September 17, 2012 // By: Andreas Horn

Wolfgang Schmidt, managing director of SAP partner Abayoo
Interview with SAP Partner
Right now, our small customers are still too small for a complex ERP system, and given their particular requirements and set-up, operating and implementing an ERP system would overwhelm businesses with, say, 10 to 20 employees and an annual revenue of only €3 million. Our challenge will be to automate the services around implementation, and the implementation method itself. ERP software has to be easy for small companies to consume; they have to be able to deploy it at the click of a button. This is one of the key challenges, and SAP has to meet it, as do we, since we cover the last mile to the customer and we do the implementation.
Market acceptance is still rather weak. You really can’t count companies at the larger end of midsize, as they are not much smaller than large enterprises or subsidiaries. SAP already has an excellent reputation in that sector, and is automatically in the running. But that is hardly the case at the smaller end of the SME sector. Many companies whose revenue is less then €50 million would not choose SAP as their software provider. They think it is for the big league only. They only consider what their peers in other companies have recommended or what everyone else in SME circles is talking about. And that tends to be small industry solutions, perhaps Microsoft, but not SAP. We are not visible to a large number of small companies, and have no market acceptance.
We have to make ourselves much more visible. We have to raise our profile, as customers are not going to come knocking on our door by themselves. And we can’t go knocking on their doors either, as that is just too expensive. Raising our profile is the job of the entire SAP ecosystem, but primarily a job for SAP’s marketing.

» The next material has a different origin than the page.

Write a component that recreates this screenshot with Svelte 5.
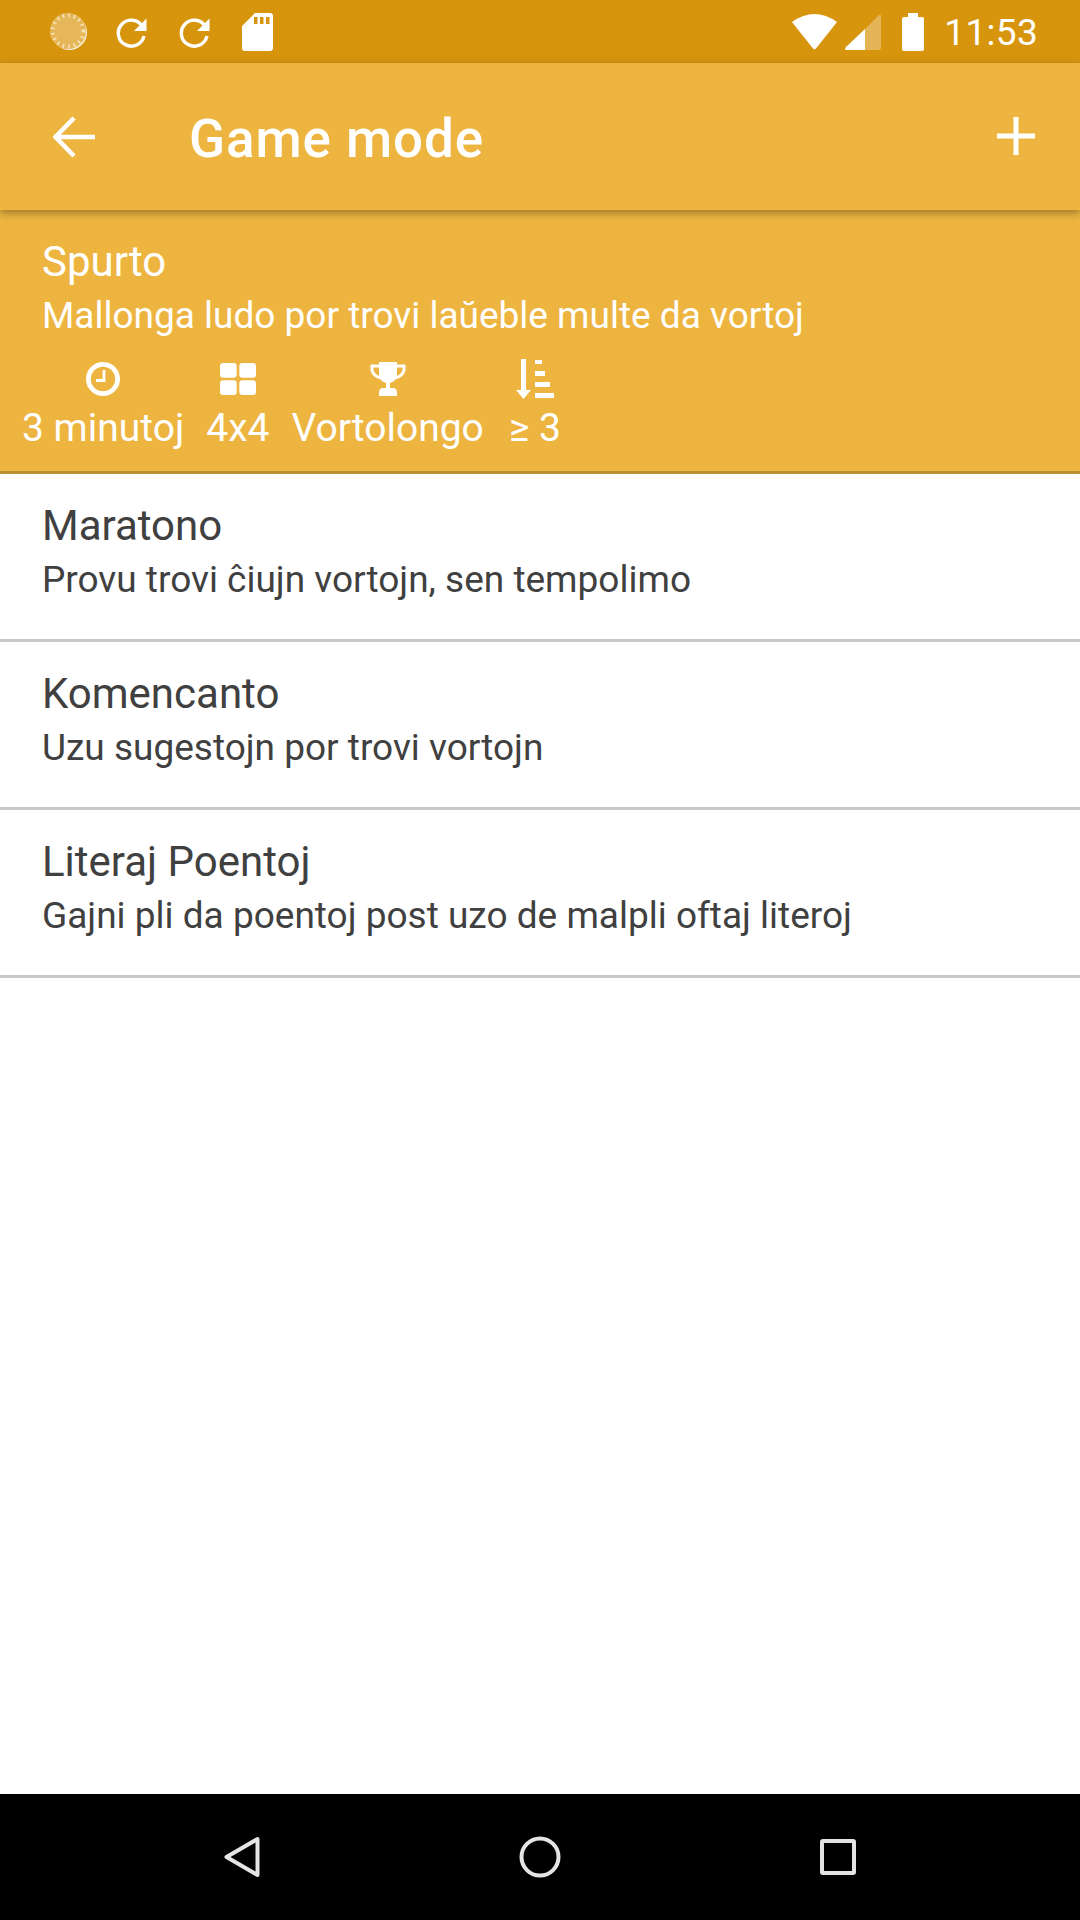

We also need more solutions: We need subverticals, industry packages, subindustry packages – new solutions that use SAP Business ByDesign as a platform but that are ready-to-consume solution components for a given industry or subindustry. We can’t turn up at small businesses with a horizontal ERP solution. What they want to know is whether we can meet the needs of the industry they are in. And it is these industry solutions based on SAP Business ByDesign that we don’t have right now.